Build Causal Models for Rung 2/3 Questions
Structural Causal Models, Bayesian Networks, causal DAGs. These require domain expertise to specify the causal structure — not just data.
Hire or Train Causal Inference Expertise
You need your people to understand Pearl's framework, the do-calculus, and how to build and validate causal models for your particular business.
- "When we say our model 'predicts' X, are we claiming correlation or causation?"
- "Can our AI answer 'What happens if we change X?' — or does it just find patterns?"
- "Do we have anyone who can build a causal model — or are we dependent on correlation-based ML?"
- "How many of our 'AI insights' are actually just correlations we're treating as causal?"
5. References
- Pearl, J. (2009). Causality: Models, Reasoning, and Inference (2nd ed.). Cambridge University Press.
- Pearl, J., & Mackenzie, D. (2018). The Book of Why: The New Science of Cause and Effect. Basic Books.
- Pearl, J., Glymour, M., & Jewell, N. P. (2016). Causal Inference in Statistics: A Primer. Wiley.
- Marcus, G., & Davis, E. (2019). Rebooting AI: Building Artificial Intelligence We Can Trust. Pantheon.
On the Limitations of LLMs
Leading AI researchers agree: LLMs cannot do causal reasoning. They pattern-match from training data.
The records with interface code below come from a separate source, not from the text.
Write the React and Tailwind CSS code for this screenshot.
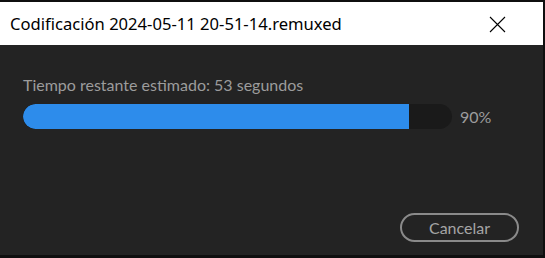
import React from "react";

const App = () => {
  const progress = 90;

  return (
    <div className="w-[545px] h-[258px] bg-[#0f0f0f] flex flex-col overflow-hidden">
      <div className="h-[2px] shrink-0" />
      <div className="flex w-[543px] flex-1 flex-col bg-[#232323]">
        {/* title bar */}
        <div className="flex h-[43px] shrink-0 items-center justify-between bg-white pl-[10px] pr-[37px] pt-[2px]">
          <span
            className="text-[16.6px] text-black"
            style={{ fontFamily: '"Noto Sans", "Open Sans", sans-serif' }}
          >
            Codificación 2024-05-11 20-51-14.remuxed
          </span>
          <svg width="17" height="17" viewBox="0 0 17 17" className="text-black">
            <path d="M1 1 L16 16 M16 1 L1 16" stroke="currentColor" strokeWidth="1.1" />
          </svg>
        </div>

        <div
          className="flex flex-1 flex-col px-[23px] pt-[30px]"
          style={{ fontFamily: "Lato, sans-serif" }}
        >
          <p className="text-[16px] leading-[20px] text-[#9c9c9c]">
            Tiempo restante estimado: 53 segundos
          </p>
          <div className="mt-[9px] flex items-center gap-[8px]">
            <div className="h-[25px] w-[429px] overflow-hidden rounded-full bg-[#1a1a1a]">
              <div
                className="h-full rounded-l-full bg-[#2d8ceb]"
                style={{ width: `${progress}%` }}
              />
            </div>
            <span className="text-[16px] text-[#9c9c9c]">{progress}%</span>
          </div>

          <div className="mt-auto mb-[13px] flex justify-end pr-[1px]">
            <button className="h-[29px] w-[119px] rounded-full border-2 border-[#8a8a8a] text-[16px] text-[#a5a5a5]">
              Cancelar
            </button>
          </div>
        </div>
      </div>
      <div className="h-[3px] shrink-0" />
    </div>
  );
};

export default App;
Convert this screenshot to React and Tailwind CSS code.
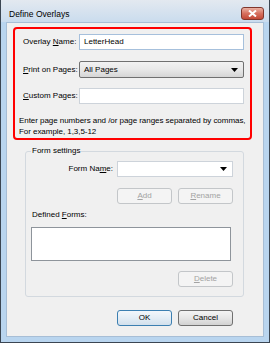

They can generate text about causation, but they cannot actually reason about interventions or counterfactuals.
- Judea Pearl (UCLA, Turing Award winner) — "All the impressive achievements of deep learning amount to just curve fitting."
- Yann LeCun (Meta Chief AI Scientist, Turing Award winner) — has characterized LLMs as a "hack" that lacks true understanding and world models.
- Gary Marcus (NYU Professor Emeritus) — "If you don't know what can cause a fire, or what happens when a bottle breaks, it's hard to make inferences about what is happening around you."
- François Chollet (Creator of Keras) — has argued LLMs lack true abstraction and reasoning capabilities required for general intelligence.